The dishwasher and thermostat are similar, just with a bit more logic on the device itself so that they run reasonably independently even if the HA system is offline. (As an aside, I did two revisions of the thermostat--one in a rush with push-on jumpers in a bug box, and then I went ahead and had a board made for version 2 -- five devices fully assembled for under $100 delivered to my door which is pretty crazy! It works great but I would make some changes next time. If anyone wants to collab on a very-affordable wifi/bluetooth thermostat let me know...)
Version 1:
Version 2:
The dishwasher controller:
With the same pattern, I was able to integrate my geiger counter (one of the first Onyx devices) in a couple of hours, which is fun because:
With a couple lines of code, any dynamic variable can be tracked over time in a database, and published on the network as a historical stream, which the monitor can plot. Here is my current air quality plot (some traces lag because the Airthings Waves batch by hour):
The vertical bands in the Temperatures plot shows where my furnace was on. They are blue when the A/C is on. The dashed red line shows the current heating target temperature. Note the target temp changes gradually in ramps rather than sudden jumps. (It's so easy to script up when you can just write a little python to tweak some dynamic values. The thermostat controller reads a temperature schedule from a simple text file, and updates the target temperature ramps any time that file is changed. So I just edit that text file as needed or swap it for different ones as the seasons change. Plus I have a "bump" feature that lets us bump the temperature up or down when we're chilly or hot, and that offset gets gradually eroded by the scheduled ramps, so we can tweak the temp when we need without screwing up the schedule. That combined with the remote sensor in our bedroom has made our house so much more comfortable than our old stock thermostat, every single day, that it was well worth the time to make.)

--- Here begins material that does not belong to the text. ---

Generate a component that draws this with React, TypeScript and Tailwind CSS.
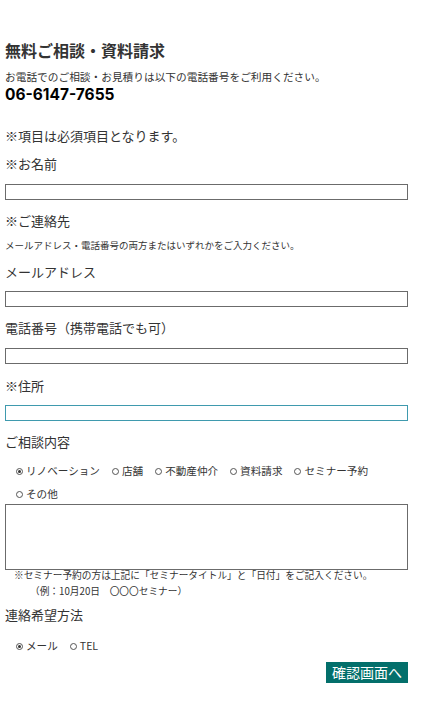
import type { ReactNode } from "react";

const jp = { fontFamily: '"Noto Sans CJK JP", "Noto Sans", sans-serif' };

function Label({ children, mt }: { children: ReactNode; mt: string }) {
  return <p className={`${mt} h-[18px] text-[13px] leading-[18px] text-[#333]`}>{children}</p>;
}

function Field({ mt, focus = false }: { mt: string; focus?: boolean }) {
  return (
    <div
      className={`${mt} h-[16px] w-full border ${
        focus ? "border-[#3f9aae]" : "border-[#6b6b6b]"
      } bg-white`}
    />
  );
}

function Radio({ label, checked = false }: { label: string; checked?: boolean }) {
  return (
    <span className="inline-flex items-center gap-[3px]">
      <span className="flex h-[7px] w-[7px] items-center justify-center rounded-full border border-[#555]">
        {checked ? <span className="h-[3px] w-[3px] rounded-full bg-[#333]" /> : null}
      </span>
      <span>{label}</span>
    </span>
  );
}

export default function App() {
  return (
    <div className="h-[720px] w-[421px] overflow-hidden bg-white pt-[40px] pr-[13px] pl-[5px] text-[#333]" style={jp}>
      <h1 className="h-[20px] text-[16px] leading-[20px] font-bold text-[#333]">
        無料ご相談・資料請求
      </h1>
      <p className="mt-[10px] h-[14px] text-[10.7px] leading-[14px] text-[#333]">
        お電話でのご相談・お見積りは以下の電話番号をご利用ください。
      </p>
      <p
        className="mt-[1px] h-[20px] text-[15.5px] leading-[20px] font-bold text-black"
        style={{ fontFamily: 'Inter, "Noto Sans", sans-serif' }}
      >
        06-6147-7655
      </p>

      <Label mt="mt-[22px]">※項目は必須項目となります。</Label>

      <Label mt="mt-[10px]">※お名前</Label>
      <Field mt="mt-[11px]" />

      <Label mt="mt-[12px]">※ご連絡先</Label>
      <p className="mt-[8px] h-[14px] text-[9.5px] leading-[14px] text-[#333]">
        メールアドレス・電話番号の両方またはいずれかをご入力ください。
      </p>

      <Label mt="mt-[11px]">メールアドレス</Label>
      <Field mt="mt-[10px]" />

      <Label mt="mt-[12px]">電話番号（携帯電話でも可）</Label>
      <Field mt="mt-[11px]" />

      <Label mt="mt-[13px]">※住所</Label>
      <Field mt="mt-[10px]" focus />

      <Label mt="mt-[12px]">ご相談内容</Label>
      <div className="mt-[12px] flex h-[16px] items-center gap-[12px] pl-[11px] text-[10.6px] leading-[16px]">
        <Radio label="リノベーション" checked />
        <Radio label="店舗" />
        <Radio label="不動産仲介" />
        <Radio label="資料請求" />
        <Radio label="セミナー予約" />
      </div>
      <div className="mt-[7px] flex h-[16px] items-center pl-[11px] text-[10.6px] leading-[16px]">
        <Radio label="その他" />
      </div>
      <div className="mt-[2px] h-[66px] w-full border border-[#6b6b6b] bg-white" />
      <p className="-mt-[3px] h-[16px] pl-[9px] text-[9.7px] leading-[16px] text-[#333]">
        ※セミナー予約の方は上記に「セミナータイトル」と「日付」をご記入ください。
      </p>
      <p className="h-[16px] pl-[25px] text-[9.7px] leading-[16px] text-[#333]">
        （例：10月20日　〇〇〇セミナー）
      </p>

      <Label mt="mt-[7px]">連絡希望方法</Label>
      <div className="mt-[14px] flex h-[16px] items-center gap-[12px] pl-[11px] text-[10.6px] leading-[16px]">
        <Radio label="メール" checked />
        <Radio label="TEL" />
      </div>

      <div className="mt-[8px] flex justify-end">
        <button className="h-[21px] bg-[#036f6b] px-[6px] text-[14px] leading-[21px] text-white">
          確認画面へ
        </button>
      </div>
    </div>
  );
}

Inspired by the ease of making new devices, I cobbled together a quick water valve for our RO system so I can turn it on for a given amount of time (here shown with the cover plate off):
Because it's easy to run processes on different machines, I am able to run speech recognition (faster_whisper) on my desktop machine (while most of the HA stuff runs on a small box that doubles as a router/firewall), and to send the results to the command channel (which is also connected to Telegram), so now I can push a microphone button on my phone and say "fill a gallon" and the RO water will turn on just long enough to fill a gallon jug of water. (The valve box shown above just accepts a command to run for a certain number of seconds and then shuts off, so even if the network goes down it will not keep running.)

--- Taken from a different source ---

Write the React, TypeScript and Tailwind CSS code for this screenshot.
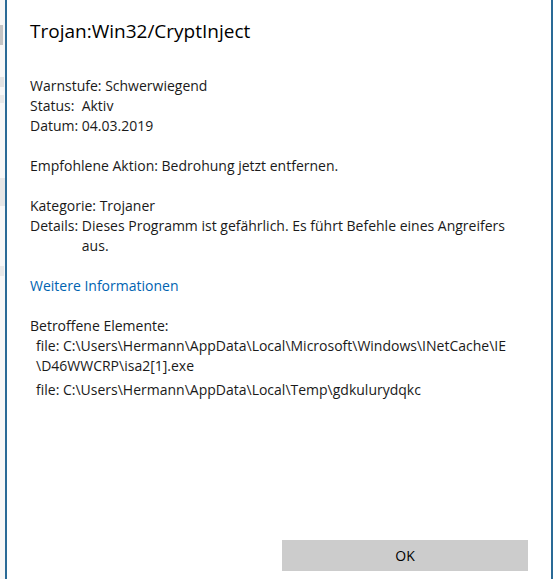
export default function App() {
  return (
    <div
      className="flex h-[579px] w-[554px] overflow-hidden bg-white text-[#1a1a1a]"
      style={{ fontFamily: '"Open Sans", "Noto Sans", sans-serif' }}
    >
      {/* sliver of the window behind */}
      <div className="flex w-[5px] flex-col bg-[#f7f7f7]">
        <div className="mt-[25px] h-[20px] w-[3px] bg-[#c4c4c4]" />
        <div className="mt-[32px] h-[10px] w-[4px] bg-[#e2e2e2]" />
        <div className="mt-[8px] h-[8px] w-[4px] bg-[#e8e8e8]" />
        <div className="mt-[75px] h-[28px] w-[5px] bg-[#e6e6e6]" />
        <div className="mt-[60px] h-[10px] w-[4px] bg-[#e8e8e8]" />
      </div>
      <div className="w-[2px] bg-[#2a6a96]" />

      <div className="flex flex-1 flex-col bg-white">
        <div className="flex-1 pl-[23px] pr-[20px]">
          <h1 className="mt-[18px] text-[19px] leading-[26px] text-black">
            Trojan:Win32/CryptInject
          </h1>

          <div className="mt-[32px] text-[14px] leading-[20px]">
            <div>Warnstufe: Schwerwiegend</div>
            <div>Status:&nbsp; Aktiv</div>
            <div>Datum: 04.03.2019</div>

            <div className="mt-[20px]">Empfohlene Aktion: Bedrohung jetzt entfernen.</div>

            <div className="mt-[20px]">Kategorie: Trojaner</div>
            <div className="flex">
              <span className="shrink-0">Details:&nbsp;</span>
              <span className="w-[430px]">
                Dieses Programm ist gefährlich. Es führt Befehle eines Angreifers aus.
              </span>
            </div>

            <div className="mt-[20px] text-[#0063b1]">Weitere Informationen</div>

            <div className="mt-[20px]">Betroffene Elemente:</div>
            <div className="pl-[6px]">
              <div>file: C:\Users\Hermann\AppData\Local\Microsoft\Windows\INetCache\IE</div>
              <div>\D46WWCRP\isa2[1].exe</div>
              <div className="mt-[4px]">file: C:\Users\Hermann\AppData\Local\Temp\gdkulurydqkc</div>
            </div>
          </div>
        </div>

        <div className="flex justify-end pb-[8px] pr-[23px]">
          <button className="h-[31px] w-[246px] bg-[#cccccc] text-[14px] text-black">OK</button>
        </div>
      </div>

      <div className="w-[2px] bg-[#2a6a96]" />
      <div className="w-[1px] bg-white" />
    </div>
  )
}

Most of the important HA features are available in a Telegram chat with my house as a menu of buttons (like turning on/off the bedroom lamps, raising/lowering the thermostat heat, etc.) But the speech recognition turns out to be especially good for parameterized things like "set the [tv/stereo] volume to 35" or "run the water for two minutes twenty seconds" (filling my humidifiers, etc). I can of course type the same things to the same Telegram channel.
And having all the different devices controlled together is of course great for "scenes" such as, after my toddlers have twiddled all the buttons and dials on the TV and stereo such that nothing is working at all, I can say (verbally) "start Netflix" and the stereo and TV are appropriately re-configured, volumes set, lamps down, and so on. But that's pretty standard home automation stuff.

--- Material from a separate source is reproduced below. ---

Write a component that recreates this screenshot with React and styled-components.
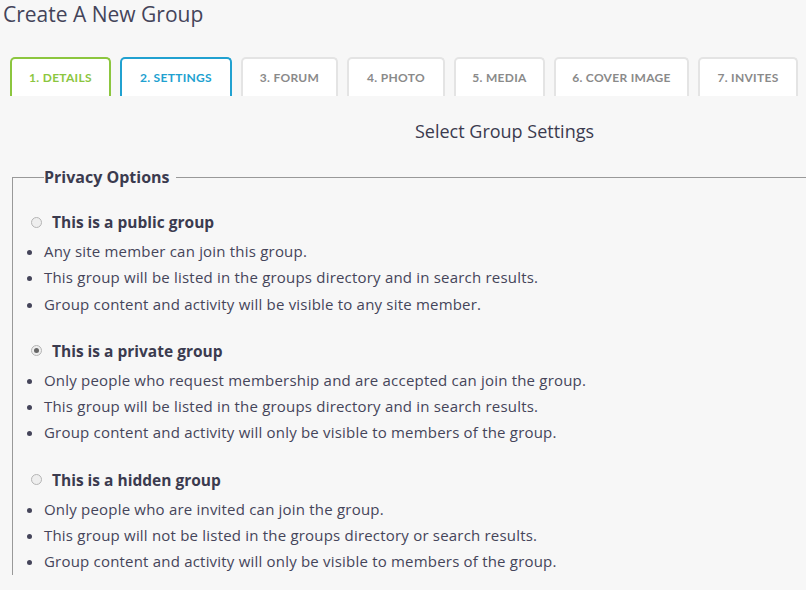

Our current Telegram menu:
The Telegram bot gives us a bunch of other commands and controls as well, which are great when we're away (only accessible from our accounts of course). And again, it was very easy to integrate because it works in terms of vanilla dynamic values with no concern for where they're coming from.
I also wrote a simple Android app which turns an old Android phone into a remote camera. From the monitor (the same vanilla monitor above) I can select front/back camera, resolution, focus modes, and so on. Any app on the network can fetch an image from any camera at any time, and I use that to make motion-timelapse security videos. Here are the two pointing out the front of the house atm:
I think it would be fun to do a timelapse from each camera at exact solar noon every day. Haven't done it yet but it should just be a few lines of code when I get around to it.
I have some USB webcams which are published the same way as the android cams, so my full security camera panel is a mixture of source types--which the code that displays them is completely unaware of. Because of the push/pull nature of the library, it's an automatic feature that when I launch the viewer on my laptop or wherever, the driver on the box with the USB camera opens the camera and starts recording. The same thing happens if I simply open the camera hierarchy in the monitor down to the level of the raw jpeg stream (at which point I start seeing a succession of the first few byte of jpeg encoded images in the monitor). When the last consumer closes, so does the camera. Again these are all separate processes on different machines.
For anything I want running regularly, I add it to the process manager for that machine, which makes it available as a process in the monitor. This allows me to quit and restart processes (say for a code update) from the monitor without even having to remember which machine they're running on. Also makes it easy to see the running status of every process/driver on the network regardless of where it's hosted. (On my todo list is to make a red/green status panel that just shows at a glance that everything is running as expected, with the ability to drill down into red items to find out what's wrong, restart processes if needed, and so on. But so far everything has been so robust, it all "just works" and I haven't had to worry about this.)
If there is interest, I would be happy to open source everything. My sense is it would be in competition with Home Assistant and such, which are so extensive now I doubt it's worth the trouble, which is why I haven't done so already. But there it is.